▶ Short problem: Your task is to tally the lines of the listing containing the word "TypeScript" and report the figure alone.

[Start of Material for the task]

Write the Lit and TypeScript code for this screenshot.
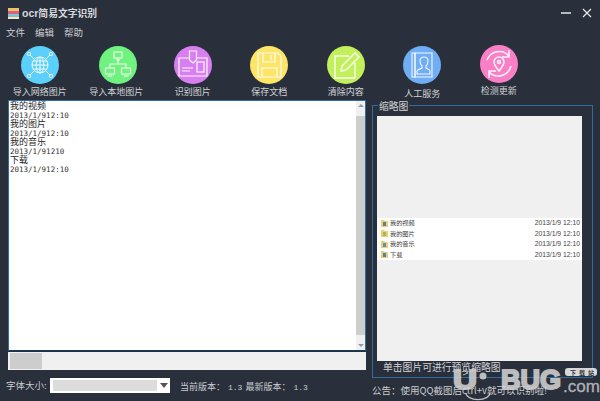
import { LitElement, html, css, svg } from "lit";
import { customElement } from "lit/decorators.js";

const icons = [
  svg`<g fill="none" stroke="#fff" stroke-width="1" opacity=".9"><circle cx="19" cy="19" r="8"/><ellipse cx="19" cy="19" rx="3.800" ry="8"/><path d="M19 11v16M11 19h16M12.200 15h13.600M12.200 23h13.600"/><path d="M13 13L9 9M25 13l4-4M13 25l-4 4M25 25l4 4"/><circle cx="8" cy="8" r="1.700"/><circle cx="30" cy="8" r="1.700"/><circle cx="8" cy="30" r="1.700"/><circle cx="30" cy="30" r="1.700"/></g>`,
  svg`<g fill="none" stroke="#fff" stroke-width="1.100" opacity=".9"><rect x="15" y="6" width="8" height="6"/><path d="M17 14h4M19 12v6M11 22v-4h16v4"/><rect x="6.500" y="22" width="9" height="6"/><rect x="22.500" y="22" width="9" height="6"/><path d="M8.500 30h5M24.500 30h5"/></g>`,
  svg`<g fill="none" stroke="#fff" stroke-width="1.200" opacity=".92"><path d="M15 12H5v18h28V12H23"/><path d="M15.500 5h7v9l-3.500 3-3.500-3z"/><rect x="23" y="16" width="7" height="10"/><path d="M8 22h11M8 25h8"/></g>`,
  svg`<g fill="none" stroke="#fff" stroke-width="1.200" opacity=".92"><path d="M8 7h20l3 3v21H8z"/><path d="M13 7v9h12V7M21 9v5"/><path d="M12 31v-9h15v9"/></g>`,
  svg`<g fill="none" stroke="#fff" stroke-width="1.400" opacity=".92"><path d="M22 10H8v22h20V17"/><path d="M14 25l1-5L28 7l4 4-13 13z"/></g>`,
  svg`<g fill="none" stroke="#fff" stroke-width="1.100" opacity=".92"><path d="M12 7h17v24H12z"/><path d="M9 7h3v24H9z"/><path d="M14 28v-3c1-2 4-2 5-3v-2c-1-1-2-3-2-5 0-3 2-4 4-4s4 1 4 4c0 2-1 4-2 5v2c1 1 3 1 4 3v3z"/></g>`,
  svg`<g fill="none" stroke="#fff" stroke-width="1.500" opacity=".92"><path d="M7 15A13 13 0 0 1 29 11"/><path d="M31 21A13 13 0 0 1 9 27"/><path d="M29 5v7h-7M9 33v-7h7"/><path d="M19 26c-3-4-5-6-5-9a5 5 0 0 1 10 0c0 3-2 5-5 9z"/><circle cx="19" cy="17" r="1.500"/></g>`,
];

const tools = [
  { label: "导入网络图片", color: "#5ad0fa", cls: "" },
  { label: "导入本地图片", color: "#6ff27f", cls: "nudge" },
  { label: "识别图片", color: "#d77ff0", cls: "" },
  { label: "保存文档", color: "#fde56a", cls: "" },
  { label: "清除内容", color: "#c3f05c", cls: "" },
  { label: "人工服务", color: "#6fadf5", cls: "low" },
  { label: "检测更新", color: "#f97fc6", cls: "high" },
];

const entries: [string, string][] = [
  ["我的视频", "2013/1/912:10"],
  ["我的图片", "2013/1/912:10"],
  ["我的音乐", "2013/1/91210"],
  ["下载", "2013/1/912:10"],
];

const thumbs = [
  ["我的视频", "#5b7f9c"],
  ["我的图片", "#a9b36a"],
  ["我的音乐", "#5a8fd0"],
  ["下载", "#3f86c9"],
];

@customElement("app-root")
export class AppRoot extends LitElement {
  static styles = css`
    :host {
      display: block;
      position: relative;
      width: 600px;
      height: 401px;
      overflow: hidden;
      background: #2a303b;
      color: #d4d7da;
      font-family: "Noto Sans CJK SC", "Liberation Sans", sans-serif;
      font-size: 9px;
    }
    .title { display: flex; align-items: center; height: 26px; padding: 0 8px; }
    .logo { width: 11px; height: 11px; margin-right: 3px; display: block; }
    .name { font-size: 9.800px; font-weight: 700; line-height: 12px; color: #d6d9dc; }
    .ocr { font-family: "Liberation Sans", sans-serif; font-size: 10.500px; }
    .winbtns { margin-left: auto; display: flex; gap: 11px; }
    .winbtns svg { display: block; }
    .menu { display: flex; gap: 10px; height: 18px; padding-left: 6px; font-size: 9.500px; line-height: 12px; color: #c9ccd0; }
    .tools { display: flex; height: 56px; padding-left: 1.500px; }
    .tool { width: 76.500px; flex: none; display: flex; flex-direction: column; align-items: center; }
    .circle { width: 38px; height: 38px; border-radius: 50%; margin-top: 2px; display: block; }
    .tool span { margin-top: 2px; line-height: 12px; color: #d0d3d6; white-space: nowrap; }
    .tool.nudge .circle { margin-left: 3px; }
    .tool.low span { margin-top: 4px; }
    .tool.high { margin-top: -1px; }
    .main { display: flex; padding-left: 8px; }
    .left { width: 358px; flex: none; }
    .edit {
      height: 251px;
      box-sizing: border-box;
      background: #fff;
      border: 1px solid #2e6fa8;
      border-bottom: 1px solid #123d66;
      display: flex;
      color: #222;
    }
    .lines { flex: 1; padding: 0 0 0 1px; }
    .cjk { font-size: 9px; line-height: 9px; height: 9px; color: #1f1f1f; }
    .date { font-family: "DejaVu Sans Mono", monospace; font-size: 7.500px; line-height: 11px; height: 9px; color: #333; }
    .vthumb { width: 9px; flex: 1; background: #cdcdcd; margin: 9px 0; }
    .arrow-up { width: 0; height: 0; border: 3px solid transparent; border-bottom: 3px solid #9a9a9a; border-top: 0; margin-top: 3px; }
    .arrow-down { width: 0; height: 0; border: 3px solid transparent; border-top: 3px solid #9a9a9a; border-bottom: 0; margin-bottom: 3px; }
    .vwrap { width: 9px; background: #f0f0f0; display: flex; flex-direction: column; justify-content: space-between; align-items: center; flex: none; }
    .hbar { height: 18px; margin-top: 1px; background: #f0f0f0; padding: 1px 2px; box-sizing: border-box; }
    .hthumb { width: 32px; height: 16px; background: #cdcdcd; }
    .group {
      margin-left: 6px;
      margin-top: 5px;
      width: 221px;
      height: 273px;
      box-sizing: border-box;
      border: 1px solid #2f6d9e;
      position: relative;
      padding: 10px 10px 0 4px;
    }
    .legend {
      position: absolute;
      top: -6px;
      left: 5px;
      padding: 0 1px;
      background: #2a303b;
      font-size: 9.800px;
      line-height: 12px;
      color: #d0d3d6;
    }
    .pic { height: 245px; background: #f0f0f0; display: flex; flex-direction: column; justify-content: center; }
    .rows { background: #fff; height: 42px; }
    .tr { display: flex; align-items: center; height: 10.500px; padding: 0 2px 0 4px; font-size: 6.200px; color: #3c3c3c; }
    .tr svg { width: 7px; height: 8px; margin-right: 2px; flex: none; }
    .tr b { font-weight: 400; margin-left: auto; font-family: "Liberation Sans", sans-serif; font-size: 6.800px; color: #444; }
    .hint { font-size: 9.800px; line-height: 12px; margin: 0 0 0 6px; color: #d0d3d6; white-space: nowrap; }
    .foot { display: flex; align-items: center; padding-left: 6px; height: 14px; font-size: 9.500px; color: #c9ccd0; position: relative; }
    .size { width: 44px; flex: none; white-space: nowrap; }
    .combo { width: 120px; height: 15px; background: #fff; display: flex; align-items: center; box-sizing: border-box; padding: 2px 0 2px 3px; flex: none; }
    .combo i { flex: 1; height: 11px; background: #dcdcdc; }
    .combo u { width: 13px; display: flex; justify-content: center; }
    .combo u::after { content: ""; border: 4px solid transparent; border-top: 5px solid #555; border-bottom: 0; }
    .ver { margin-left: 10px; margin-top: 3px; font-size: 9px; white-space: nowrap; }
    .ver em { font-style: normal; font-family: "Liberation Mono", monospace; font-size: 8px; margin: 0 3px; }
    .notice { position: absolute; left: 372px; top: 6px; font-size: 9.500px; line-height: 12px; white-space: nowrap; }
    .mark { position: absolute; left: 446px; top: 362px; width: 154px; height: 39px; display: block; opacity: .86; }
    .mark text { font-family: "Liberation Sans", sans-serif; }
    .heavy { font-weight: 700; fill: #d4d4d4; stroke: #d4d4d4; stroke-width: 2px; }
    .dotcom { fill: #c4c7ca; stroke: #c4c7ca; stroke-width: .3px; }
    .mark text.tag { font-family: "Noto Sans CJK SC", sans-serif; font-weight: 700; fill: #333; letter-spacing: 3px; }
  `;

  render() {
    return html`
      <div class="title">
        <svg class="logo" viewBox="0 0 11 11">
          <rect width="11" height="3" fill="#e9c46a" />
          <rect y="3" width="11" height="3" fill="#e0607a" />
          <rect y="6" width="11" height="2.500" fill="#7cc4d8" />
          <rect y="8.500" width="11" height="2.500" fill="#f0e8d0" />
        </svg>
        <div class="name"><span class="ocr">ocr</span>简易文字识别</div>
        <div class="winbtns">
          <svg width="10" height="10" viewBox="0 0 10 10"><path d="M0 5h10" stroke="#e8e8e8" stroke-width="1.500" /></svg>
          <svg width="10" height="10" viewBox="0 0 10 10"><path d="M1 1l8 8M9 1l-8 8" stroke="#e8e8e8" stroke-width="1.200" /></svg>
        </div>
      </div>
      <div class="menu"><span>文件</span><span>编辑</span><span>帮助</span></div>
      <div class="tools">
        ${tools.map(
          (t, i) => html`<div class="tool ${t.cls}">
            <svg class="circle" viewBox="0 0 38 38" style="background:${t.color}">${icons[i]}</svg>
            <span>${t.label}</span>
          </div>`
        )}
      </div>
      <div class="main">
        <div class="left">
          <div class="edit">
            <div class="lines">
              ${entries.map(
                ([a, b]) => html`<div class="cjk">${a}</div><div class="date">${b}</div>`
              )}
            </div>
            <div class="vwrap">
              <div class="arrow-up"></div>
              <div class="vthumb"></div>
              <div class="arrow-down"></div>
            </div>
          </div>
          <div class="hbar"><div class="hthumb"></div></div>
        </div>
        <div class="group">
          <div class="legend">缩略图</div>
          <div class="pic">
            <div class="rows">
              ${thumbs.map(
                ([n, c]) => html`<div class="tr">
                  <svg viewBox="0 0 7 8">
                    <path d="M0 1h3l1 1h3v6H0z" fill="#f0cf6a" />
                    <rect x="2" y="3" width="3" height="4" fill="${c}" />
                  </svg>
                  <span>${n}</span><b>2013/1/9 12:10</b>
                </div>`
              )}
            </div>
          </div>
          <div class="hint">单击图片可进行预览缩略图</div>
        </div>
      </div>
      <div class="foot">
        <span class="size">字体大小:</span>
        <div class="combo"><i></i><u></u></div>
        <div class="ver">当前版本：<em>1.3</em>最新版本：<em>1.3</em></div>
        <div class="notice">公告：使用QQ截图后ctrl+v就可以识别啦!</div>
      </div>
      <svg class="mark" viewBox="0 0 154 39">
        <text class="heavy" x="7" y="27" font-size="27" textLength="24" lengthAdjust="spacingAndGlyphs">U</text>
        <circle cx="37" cy="14" r="3.500" fill="#d4d4d4" />
        <path d="M20 31a11 6 0 0 0 24 0" fill="none" stroke="#d8d8d8" stroke-width="1.200" />
        <path d="M17 8l5 3-5 2" fill="none" stroke="#d8d8d8" stroke-width="1" />
        <text class="heavy" x="55" y="27" font-size="27">BUG</text>
        <text class="dotcom" x="117" y="30" font-size="17">.com</text>
        <rect x="119" y="6" width="32" height="8" rx="3" fill="#f4f4f4" />
        <text class="tag" x="124" y="12.500" font-size="6">下载站</text>
      </svg>
    `;
  }
}
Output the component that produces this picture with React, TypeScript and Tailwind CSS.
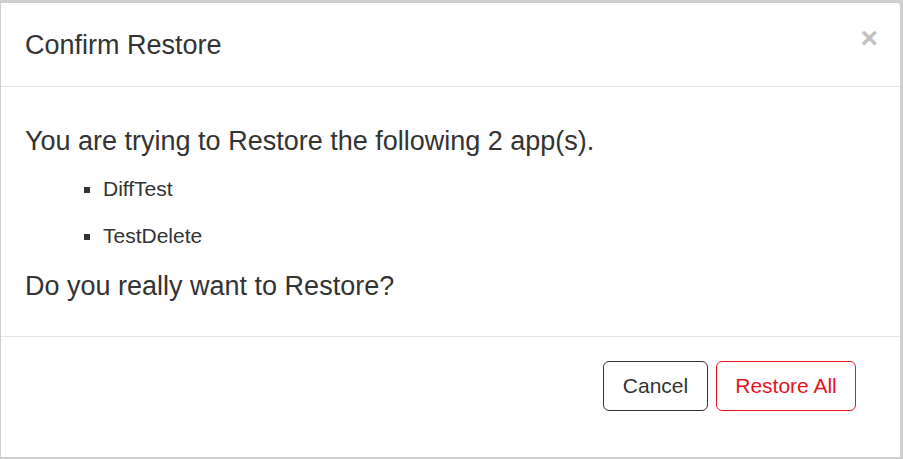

[End of Material for the task]

▶ Full output: 2